### [EXTRACTED DATA]
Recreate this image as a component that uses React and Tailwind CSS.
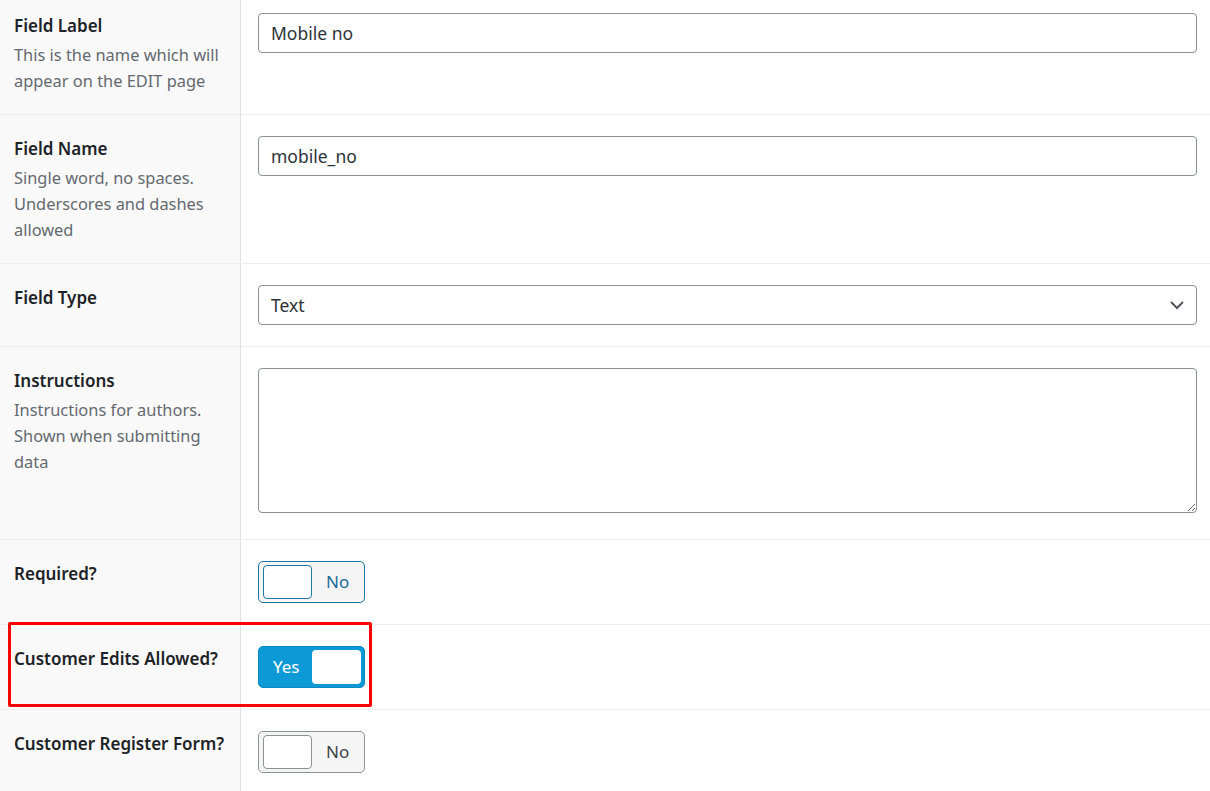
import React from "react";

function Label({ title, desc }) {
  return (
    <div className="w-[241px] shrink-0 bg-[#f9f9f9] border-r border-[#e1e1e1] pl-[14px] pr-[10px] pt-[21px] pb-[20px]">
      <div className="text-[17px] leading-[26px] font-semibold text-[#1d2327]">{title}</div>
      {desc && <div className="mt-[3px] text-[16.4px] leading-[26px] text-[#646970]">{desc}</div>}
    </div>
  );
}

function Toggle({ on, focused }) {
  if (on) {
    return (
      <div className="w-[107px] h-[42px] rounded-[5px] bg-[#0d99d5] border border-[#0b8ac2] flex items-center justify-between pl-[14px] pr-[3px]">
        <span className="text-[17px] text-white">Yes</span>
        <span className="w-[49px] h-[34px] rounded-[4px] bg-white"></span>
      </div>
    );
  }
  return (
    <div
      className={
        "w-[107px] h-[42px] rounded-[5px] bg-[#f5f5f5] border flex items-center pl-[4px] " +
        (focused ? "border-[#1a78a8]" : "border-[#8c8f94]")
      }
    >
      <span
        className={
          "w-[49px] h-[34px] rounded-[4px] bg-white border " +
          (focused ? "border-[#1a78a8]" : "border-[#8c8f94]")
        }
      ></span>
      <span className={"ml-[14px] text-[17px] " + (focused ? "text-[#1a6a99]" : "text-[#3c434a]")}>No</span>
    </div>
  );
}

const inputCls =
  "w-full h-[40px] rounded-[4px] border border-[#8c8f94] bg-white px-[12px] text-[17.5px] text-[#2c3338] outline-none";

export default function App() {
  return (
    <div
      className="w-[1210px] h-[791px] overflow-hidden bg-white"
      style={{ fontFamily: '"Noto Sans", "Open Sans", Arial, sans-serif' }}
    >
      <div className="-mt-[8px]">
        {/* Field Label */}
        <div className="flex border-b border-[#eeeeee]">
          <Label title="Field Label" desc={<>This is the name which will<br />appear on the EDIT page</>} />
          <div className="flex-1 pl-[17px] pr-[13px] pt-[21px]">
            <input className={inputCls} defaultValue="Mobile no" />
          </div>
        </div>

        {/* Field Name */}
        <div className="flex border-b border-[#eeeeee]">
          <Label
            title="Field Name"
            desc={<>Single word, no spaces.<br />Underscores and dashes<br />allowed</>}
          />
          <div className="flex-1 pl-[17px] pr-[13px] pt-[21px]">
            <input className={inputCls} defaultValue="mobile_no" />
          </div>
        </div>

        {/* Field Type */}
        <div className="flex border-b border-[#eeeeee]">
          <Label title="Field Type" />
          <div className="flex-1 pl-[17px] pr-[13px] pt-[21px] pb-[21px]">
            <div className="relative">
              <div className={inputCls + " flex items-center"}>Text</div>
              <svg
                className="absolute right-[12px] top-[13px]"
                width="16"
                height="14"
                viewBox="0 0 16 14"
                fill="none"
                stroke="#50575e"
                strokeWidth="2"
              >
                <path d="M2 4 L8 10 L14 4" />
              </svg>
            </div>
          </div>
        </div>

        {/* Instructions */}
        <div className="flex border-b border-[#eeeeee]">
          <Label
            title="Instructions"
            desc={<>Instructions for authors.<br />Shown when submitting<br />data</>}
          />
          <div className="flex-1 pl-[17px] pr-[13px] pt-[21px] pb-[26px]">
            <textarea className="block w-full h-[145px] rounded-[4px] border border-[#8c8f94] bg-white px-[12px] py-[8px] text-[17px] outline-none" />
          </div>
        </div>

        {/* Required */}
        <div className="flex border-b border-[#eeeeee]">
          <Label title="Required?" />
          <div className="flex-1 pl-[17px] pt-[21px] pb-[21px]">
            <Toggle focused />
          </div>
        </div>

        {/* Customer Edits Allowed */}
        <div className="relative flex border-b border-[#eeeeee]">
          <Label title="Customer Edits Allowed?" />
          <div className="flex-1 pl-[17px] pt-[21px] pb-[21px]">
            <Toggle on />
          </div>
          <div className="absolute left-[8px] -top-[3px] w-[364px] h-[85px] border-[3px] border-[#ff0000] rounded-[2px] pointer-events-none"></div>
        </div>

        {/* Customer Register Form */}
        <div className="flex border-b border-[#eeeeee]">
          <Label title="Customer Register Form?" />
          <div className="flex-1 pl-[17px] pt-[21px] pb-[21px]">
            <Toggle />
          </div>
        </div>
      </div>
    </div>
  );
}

---

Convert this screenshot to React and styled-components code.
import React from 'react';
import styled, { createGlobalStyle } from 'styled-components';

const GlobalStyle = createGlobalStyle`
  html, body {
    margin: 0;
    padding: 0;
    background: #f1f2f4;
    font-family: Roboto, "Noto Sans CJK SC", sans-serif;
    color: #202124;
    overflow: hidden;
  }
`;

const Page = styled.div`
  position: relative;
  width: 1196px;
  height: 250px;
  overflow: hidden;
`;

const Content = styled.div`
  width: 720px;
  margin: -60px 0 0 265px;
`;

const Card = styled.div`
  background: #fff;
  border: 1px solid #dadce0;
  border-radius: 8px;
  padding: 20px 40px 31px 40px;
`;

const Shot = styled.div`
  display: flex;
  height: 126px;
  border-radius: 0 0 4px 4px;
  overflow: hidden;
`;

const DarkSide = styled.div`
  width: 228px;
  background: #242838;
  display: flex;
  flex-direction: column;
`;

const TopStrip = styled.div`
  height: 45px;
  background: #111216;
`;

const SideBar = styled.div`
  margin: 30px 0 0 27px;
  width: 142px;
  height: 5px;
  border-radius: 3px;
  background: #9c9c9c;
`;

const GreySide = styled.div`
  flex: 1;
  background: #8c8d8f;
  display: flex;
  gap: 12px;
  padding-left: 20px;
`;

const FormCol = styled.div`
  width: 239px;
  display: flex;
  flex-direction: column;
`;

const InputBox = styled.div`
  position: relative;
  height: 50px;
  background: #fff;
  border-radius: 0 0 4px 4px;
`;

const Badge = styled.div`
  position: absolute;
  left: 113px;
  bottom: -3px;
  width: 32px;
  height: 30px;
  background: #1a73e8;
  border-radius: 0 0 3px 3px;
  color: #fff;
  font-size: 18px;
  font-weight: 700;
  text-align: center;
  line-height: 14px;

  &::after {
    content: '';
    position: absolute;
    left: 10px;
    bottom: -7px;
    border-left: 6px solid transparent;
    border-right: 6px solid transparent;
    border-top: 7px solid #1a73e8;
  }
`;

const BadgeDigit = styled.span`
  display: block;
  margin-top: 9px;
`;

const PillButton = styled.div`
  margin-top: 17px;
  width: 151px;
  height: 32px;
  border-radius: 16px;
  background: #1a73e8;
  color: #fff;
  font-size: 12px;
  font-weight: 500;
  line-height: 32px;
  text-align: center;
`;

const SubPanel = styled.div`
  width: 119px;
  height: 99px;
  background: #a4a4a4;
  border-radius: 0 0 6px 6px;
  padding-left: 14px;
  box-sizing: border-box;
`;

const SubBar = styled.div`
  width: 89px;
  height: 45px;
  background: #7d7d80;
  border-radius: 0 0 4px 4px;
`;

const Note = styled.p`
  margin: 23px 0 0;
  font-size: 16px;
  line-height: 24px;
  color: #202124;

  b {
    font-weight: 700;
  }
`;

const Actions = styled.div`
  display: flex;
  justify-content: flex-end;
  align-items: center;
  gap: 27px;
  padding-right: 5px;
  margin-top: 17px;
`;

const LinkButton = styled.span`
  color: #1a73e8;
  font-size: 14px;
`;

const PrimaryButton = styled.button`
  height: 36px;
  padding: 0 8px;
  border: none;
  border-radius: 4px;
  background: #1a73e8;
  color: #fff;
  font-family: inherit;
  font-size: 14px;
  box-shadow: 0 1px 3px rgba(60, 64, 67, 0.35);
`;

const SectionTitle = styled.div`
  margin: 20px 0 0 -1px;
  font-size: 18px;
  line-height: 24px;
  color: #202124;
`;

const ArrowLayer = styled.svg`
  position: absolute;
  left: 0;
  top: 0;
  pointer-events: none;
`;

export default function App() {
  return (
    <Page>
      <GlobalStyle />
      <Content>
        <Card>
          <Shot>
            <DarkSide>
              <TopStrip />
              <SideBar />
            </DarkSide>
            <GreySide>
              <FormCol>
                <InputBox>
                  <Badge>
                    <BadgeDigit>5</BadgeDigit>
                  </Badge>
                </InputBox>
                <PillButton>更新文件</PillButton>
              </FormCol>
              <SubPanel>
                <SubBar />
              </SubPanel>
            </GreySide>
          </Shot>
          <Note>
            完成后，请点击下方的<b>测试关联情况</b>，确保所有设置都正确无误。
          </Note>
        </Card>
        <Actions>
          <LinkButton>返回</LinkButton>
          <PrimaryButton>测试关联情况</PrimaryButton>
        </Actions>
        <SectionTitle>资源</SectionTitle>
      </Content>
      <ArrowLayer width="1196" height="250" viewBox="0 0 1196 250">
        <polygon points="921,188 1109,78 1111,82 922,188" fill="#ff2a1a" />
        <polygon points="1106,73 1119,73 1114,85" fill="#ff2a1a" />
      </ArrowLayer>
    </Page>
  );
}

==

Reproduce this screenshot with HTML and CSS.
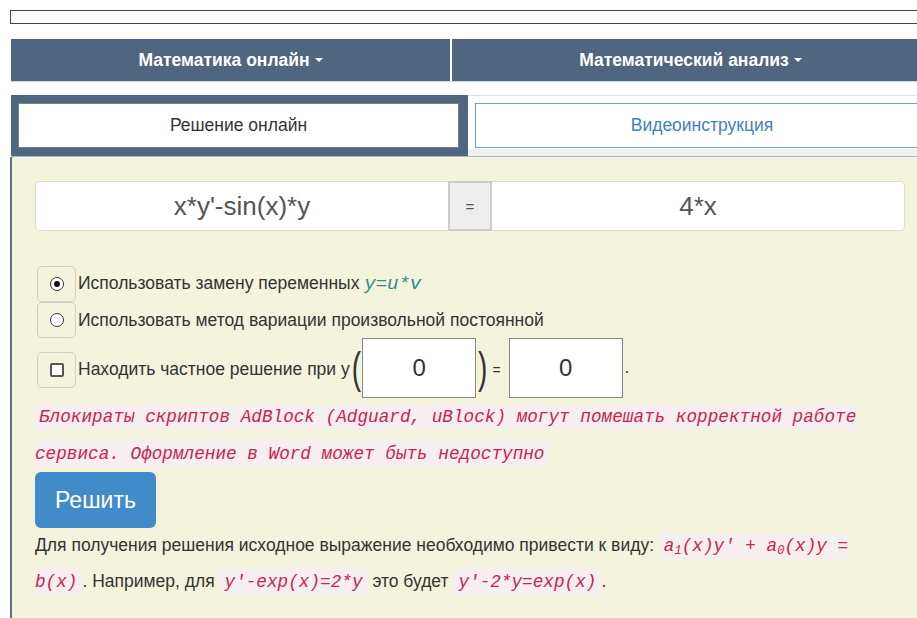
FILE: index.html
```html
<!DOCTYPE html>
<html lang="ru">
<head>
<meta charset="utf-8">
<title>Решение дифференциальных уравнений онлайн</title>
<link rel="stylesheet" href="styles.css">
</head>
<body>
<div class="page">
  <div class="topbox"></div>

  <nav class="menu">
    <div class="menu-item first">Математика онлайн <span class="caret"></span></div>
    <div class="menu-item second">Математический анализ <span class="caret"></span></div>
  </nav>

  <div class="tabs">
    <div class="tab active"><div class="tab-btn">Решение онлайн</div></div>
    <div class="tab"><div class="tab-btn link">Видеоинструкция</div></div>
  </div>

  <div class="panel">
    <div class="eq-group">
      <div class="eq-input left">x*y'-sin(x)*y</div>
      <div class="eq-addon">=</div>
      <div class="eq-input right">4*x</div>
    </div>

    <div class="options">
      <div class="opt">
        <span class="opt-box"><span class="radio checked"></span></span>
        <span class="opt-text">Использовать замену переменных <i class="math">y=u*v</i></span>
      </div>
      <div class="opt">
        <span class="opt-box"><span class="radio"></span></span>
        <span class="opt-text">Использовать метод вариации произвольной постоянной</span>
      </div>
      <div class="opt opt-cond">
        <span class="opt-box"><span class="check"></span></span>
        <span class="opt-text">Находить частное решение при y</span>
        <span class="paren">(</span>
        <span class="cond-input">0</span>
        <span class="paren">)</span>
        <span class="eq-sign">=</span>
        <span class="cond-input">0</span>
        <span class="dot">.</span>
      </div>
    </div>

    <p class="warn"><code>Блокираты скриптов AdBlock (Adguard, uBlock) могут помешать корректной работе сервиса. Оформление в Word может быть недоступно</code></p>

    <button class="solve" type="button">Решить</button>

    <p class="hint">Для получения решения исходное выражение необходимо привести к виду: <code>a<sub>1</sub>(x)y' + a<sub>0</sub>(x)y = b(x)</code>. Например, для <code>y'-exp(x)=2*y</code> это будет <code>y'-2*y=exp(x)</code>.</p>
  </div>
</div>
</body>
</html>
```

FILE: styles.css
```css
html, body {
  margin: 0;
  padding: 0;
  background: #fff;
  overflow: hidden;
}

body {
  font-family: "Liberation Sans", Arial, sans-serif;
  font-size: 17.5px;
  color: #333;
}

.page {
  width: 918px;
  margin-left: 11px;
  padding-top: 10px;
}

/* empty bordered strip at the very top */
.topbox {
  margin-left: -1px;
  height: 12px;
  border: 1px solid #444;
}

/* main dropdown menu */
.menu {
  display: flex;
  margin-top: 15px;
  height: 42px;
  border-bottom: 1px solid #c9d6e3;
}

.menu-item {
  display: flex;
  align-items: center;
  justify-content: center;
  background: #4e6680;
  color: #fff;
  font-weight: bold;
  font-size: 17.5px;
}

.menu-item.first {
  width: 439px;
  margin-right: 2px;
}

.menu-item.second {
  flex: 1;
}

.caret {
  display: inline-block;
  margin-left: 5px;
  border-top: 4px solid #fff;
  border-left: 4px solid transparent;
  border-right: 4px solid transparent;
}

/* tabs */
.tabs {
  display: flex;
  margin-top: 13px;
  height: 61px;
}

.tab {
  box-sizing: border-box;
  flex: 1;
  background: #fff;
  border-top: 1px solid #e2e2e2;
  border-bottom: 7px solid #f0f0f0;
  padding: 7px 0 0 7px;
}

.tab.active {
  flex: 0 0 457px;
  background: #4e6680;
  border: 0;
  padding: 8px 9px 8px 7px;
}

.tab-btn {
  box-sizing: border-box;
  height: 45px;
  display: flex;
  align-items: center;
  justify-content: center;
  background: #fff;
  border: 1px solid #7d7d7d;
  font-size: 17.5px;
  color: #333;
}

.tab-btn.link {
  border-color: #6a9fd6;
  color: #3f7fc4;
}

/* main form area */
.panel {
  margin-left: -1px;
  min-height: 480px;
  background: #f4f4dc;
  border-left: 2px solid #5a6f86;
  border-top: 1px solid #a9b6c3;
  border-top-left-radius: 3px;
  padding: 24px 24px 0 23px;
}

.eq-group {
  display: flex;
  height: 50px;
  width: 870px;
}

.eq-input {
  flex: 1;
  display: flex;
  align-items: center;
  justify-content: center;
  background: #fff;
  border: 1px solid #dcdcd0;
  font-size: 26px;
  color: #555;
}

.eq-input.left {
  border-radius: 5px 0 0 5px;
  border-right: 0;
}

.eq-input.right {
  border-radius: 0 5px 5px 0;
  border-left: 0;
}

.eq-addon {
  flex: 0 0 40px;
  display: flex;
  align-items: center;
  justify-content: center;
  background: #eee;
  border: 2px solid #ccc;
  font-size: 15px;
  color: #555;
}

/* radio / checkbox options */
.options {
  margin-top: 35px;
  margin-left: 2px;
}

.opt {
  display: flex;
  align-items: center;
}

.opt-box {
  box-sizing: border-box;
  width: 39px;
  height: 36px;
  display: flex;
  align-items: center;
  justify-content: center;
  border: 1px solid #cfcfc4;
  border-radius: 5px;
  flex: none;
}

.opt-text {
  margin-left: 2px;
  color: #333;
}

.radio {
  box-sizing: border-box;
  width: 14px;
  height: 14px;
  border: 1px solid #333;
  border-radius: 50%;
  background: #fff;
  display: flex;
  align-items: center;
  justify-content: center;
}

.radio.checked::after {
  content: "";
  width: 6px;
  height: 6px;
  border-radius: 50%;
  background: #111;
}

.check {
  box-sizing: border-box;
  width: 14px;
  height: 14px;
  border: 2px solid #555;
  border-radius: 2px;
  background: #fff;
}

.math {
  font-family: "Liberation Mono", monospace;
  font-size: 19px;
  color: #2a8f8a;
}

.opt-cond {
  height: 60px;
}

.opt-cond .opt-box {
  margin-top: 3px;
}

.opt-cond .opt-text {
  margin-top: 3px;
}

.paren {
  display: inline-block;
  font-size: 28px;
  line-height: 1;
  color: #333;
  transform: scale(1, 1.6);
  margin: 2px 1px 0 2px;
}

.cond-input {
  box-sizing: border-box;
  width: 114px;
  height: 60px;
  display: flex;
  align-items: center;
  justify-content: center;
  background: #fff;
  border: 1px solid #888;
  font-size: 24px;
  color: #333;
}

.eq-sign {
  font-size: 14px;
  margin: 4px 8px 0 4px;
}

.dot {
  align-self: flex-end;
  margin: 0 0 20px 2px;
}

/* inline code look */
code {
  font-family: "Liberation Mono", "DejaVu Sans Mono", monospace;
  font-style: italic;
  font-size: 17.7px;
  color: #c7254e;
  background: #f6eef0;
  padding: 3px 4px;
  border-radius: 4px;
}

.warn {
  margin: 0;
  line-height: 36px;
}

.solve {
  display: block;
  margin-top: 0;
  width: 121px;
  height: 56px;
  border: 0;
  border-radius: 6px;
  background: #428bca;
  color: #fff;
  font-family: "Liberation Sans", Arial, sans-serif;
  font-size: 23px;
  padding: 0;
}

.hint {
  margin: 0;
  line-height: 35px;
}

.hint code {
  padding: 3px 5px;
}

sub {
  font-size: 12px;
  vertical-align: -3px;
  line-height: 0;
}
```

### [TASK GOAL]
Working from the listing above, pick out every line that has "screenshot" and copy it.

### [WRITTEN SOLUTION]
Convert this screenshot to React and styled-components code.
Reproduce this screenshot with HTML and CSS.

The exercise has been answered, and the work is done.